Записки и выписки
Театр Derevo приезжает в Петербург с новым спектаклем «DiaGnose». «Афиша» побеседовала с лидером театра Антоном Адасинским об истории болезни
— Так что там с диагнозом?
— История, с одной стороны, очень прямолинейная, с другой — очень «деревянная» в том смысле, что в театре Derevo все делается из нутра человека, из того, что с нами случается в жизни. Такую наглость мы на себя берем. В общем, я умудрился в восточных странах подхватить какую-то малоизвестную науке инфекцию, которая долго во мне жила и никак себя не проявляла. К счастью, в момент, когда она дошла до той степени, что собиралась положить меня в угол навсегда, я сдал анализы крови, профилактические. В результате врачи выкачали моей крови канистру для разных исследований. Потом вызвали меня на консилиум и сообщили, что если я на полгода не лягу в больницу под капельницы и не съем какое-то жуткое число таблеток, разработанных по новым технологиям, то мне осталось два с половиной года. Причем, уверяли, что, даже принимая все мне прописанное, ходить я все равно не смогу, буду просто овощ. Я написал им кучу бумаг, что несу ответственность за свое овощное состояние — что не буду водить машину и так далее. Мне выдали два рюкзака лекарств. И я поехал на гастроли. После первых пяти уколов лечение мне начало нравиться, потому что мир рассыпался на части.

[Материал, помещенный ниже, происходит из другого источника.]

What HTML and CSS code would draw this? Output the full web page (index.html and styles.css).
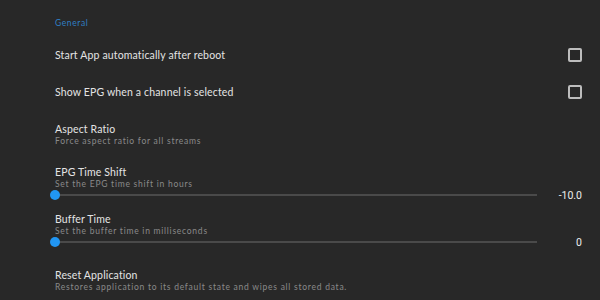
FILE: index.html
```html
<!DOCTYPE html>
<html>
<head>
<meta charset="utf-8">
<link rel="stylesheet" href="styles.css">
</head>
<body>
<div class="page">
  <div class="header">General</div>

  <div class="check-row first">
    <div class="title">Start App automatically after reboot</div>
    <div class="checkbox"></div>
  </div>
  <div class="check-row second">
    <div class="title">Show EPG when a channel is selected</div>
    <div class="checkbox"></div>
  </div>

  <div class="item aspect">
    <div class="title">Aspect Ratio</div>
    <div class="sub">Force aspect ratio for all streams</div>
  </div>

  <div class="item epg">
    <div class="title">EPG Time Shift</div>
    <div class="sub">Set the EPG time shift in hours</div>
    <div class="slider">
      <div class="track"><div class="thumb"></div></div>
      <div class="value">-10.0</div>
    </div>
  </div>

  <div class="item buffer">
    <div class="title">Buffer Time</div>
    <div class="sub">Set the buffer time in milliseconds</div>
    <div class="slider">
      <div class="track"><div class="thumb"></div></div>
      <div class="value">0</div>
    </div>
  </div>

  <div class="item reset">
    <div class="title">Reset Application</div>
    <div class="sub">Restores application to its default state and wipes all stored data.</div>
  </div>
</div>
</body>
</html>
```

FILE: styles.css
```css
html, body {
  margin: 0;
  padding: 0;
  background: #282828;
  height: 100%;
  overflow: hidden;
}
.page {
  padding: 17px 18px 0 55px;
  font-family: Lato, "Noto Sans", sans-serif;
}
.header {
  font-size: 8.5px;
  line-height: 12px;
  height: 12px;
  color: #2f7fc4;
  letter-spacing: 0.6px;
}
.title {
  font-size: 10.5px;
  line-height: 14px;
  height: 14px;
  color: #e4e4e4;
  letter-spacing: 0.15px;
}
.sub {
  font-size: 8.5px;
  line-height: 10px;
  height: 10px;
  color: #8a8a8a;
  letter-spacing: 0.75px;
  white-space: nowrap;
}
.check-row {
  display: flex;
  justify-content: space-between;
  align-items: center;
  height: 14px;
}
.check-row.first { margin-top: 19px; }
.check-row.second { margin-top: 23px; }
.checkbox {
  width: 10px;
  height: 10px;
  border: 2px solid #bdbdbd;
  border-radius: 2px;
}
.item.aspect { margin-top: 23px; }
.item.epg { margin-top: 19px; }
.item.buffer { margin-top: 11px; }
.item.reset { margin-top: 20px; }
.slider {
  display: flex;
  align-items: center;
  height: 12px;
}
.track {
  position: relative;
  flex: 1;
  height: 2px;
  background: #4a4a4a;
}
.thumb {
  position: absolute;
  left: -5px;
  top: -4px;
  width: 10px;
  height: 10px;
  border-radius: 50%;
  background: #2196f3;
}
.value {
  width: 45px;
  text-align: right;
  font-family: Roboto, sans-serif;
  font-size: 10.5px;
  color: #eeeeee;
}
```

— А чувствовали-то вы себя как?
— О, это отдельная пьеса. У меня постоянно менялась температура, цвет кожи, то у меня выросли уши, то утончились пальцы. То я неожиданно стал очень хорошо играть на гитаре и петь какие-то странные блюзы; записал целых 28 песен, из которых потом вырос целый концерт. То у меня вдруг стал очень высокий голос. То вдруг плечи покрылись волосами, и я стал похож на какого-то грузинского бога. Народ мой, глядя на все это, конечно, погибал и от смеха, и от ужаса.
— Врачи вам сказали, какой процент людей выживает после этой болезни?
— Сорок процентов. Мне повезло.
— Что будет в спектакле?
— Видения мои, двойственность моя, которая в тот момент существовала, какие-то очень внятные образы, которые рядом со мной тогда присутствовали.
— В смысле глюки?
— Ну да, абсолютные глюки. Например, был такой жиголо в белом костюме, он все время рядом со мной ходил и надо мной хохотал. Я весь в делах, стараюсь все успеть и не успеваю, а он сидит в углу и говорит: «Да живи ты нормально, что ты паришься? Давай слетаем куда-нибудь отдохнуть». Не то чтобы я слышал его голос, но как-то понимал, что именно он говорит. У него такая шапка была белая, не шляпа, именно шапка, а с левой стороны на лопатке — здоровый горб, который постоянно кровоточил, и сквозь белый пиджак сочились капельки крови. То ли крыло у него рождалось, то ли отрезали крыло. Это было так…
— Неприятно?
— Нет, классно было. Он совершенно не комплексовал по этому поводу, тот человек. Да и я тоже. Я же понимал, что мы с ним недолго знакомы будем. Так и случилось. Потом я еще два месяца пивом промывался от всей химии, хотя пиво терпеть не могу.
— Спектакли театра Derevo обыкновенно графичны, а в «Диагнозе» какое-то буйство красок. С чем это связано?
— У меня в тот момент произошла полная перемена палитры мира. И я купил акварель, стал зарисовывать некоторые объекты, которые мне виделись. В какой-то момент я понял, что это готовый спектакль.
— Рисунки ваши сохранились? Может, проиллюстрируем ими интервью?
— Они такие царапки, совсем лаконичные штучки. Рисовал на том, что подвернется. Но думаю, я их все же издам. Мне очень запомнилась одна ситуация. Очень ясное небо, Эдинбург. Четко вижу луну, здоровую такую. Я смотрю на нее и спокойно так наезжаю зумом, как будто в телескоп смотрю. И вдруг обнаруживаю, что оттуда на меня смотрят огромные глаза. Плоская такая рожа. И садится она за горизонт, как солнце. Да может, солнце и было.
— Потом вы все эти истории рассказывали ребятам и уже вместе на эту тему фантазировали?
— Нет, мы ведь жили, как обычно, вместе, выступали вместе, поэтому наше коллективное сознание подхватило мою волну. И когда мы начали импровизировать, они мне все очень точно про меня показали. Однажды один наш актер притащил на репетицию огромную картинку коровы, которую спер из мясной лавки — где, знаете, мясо по категориям расписано. Так вот, это точное отражение моего тогдашнего состояния.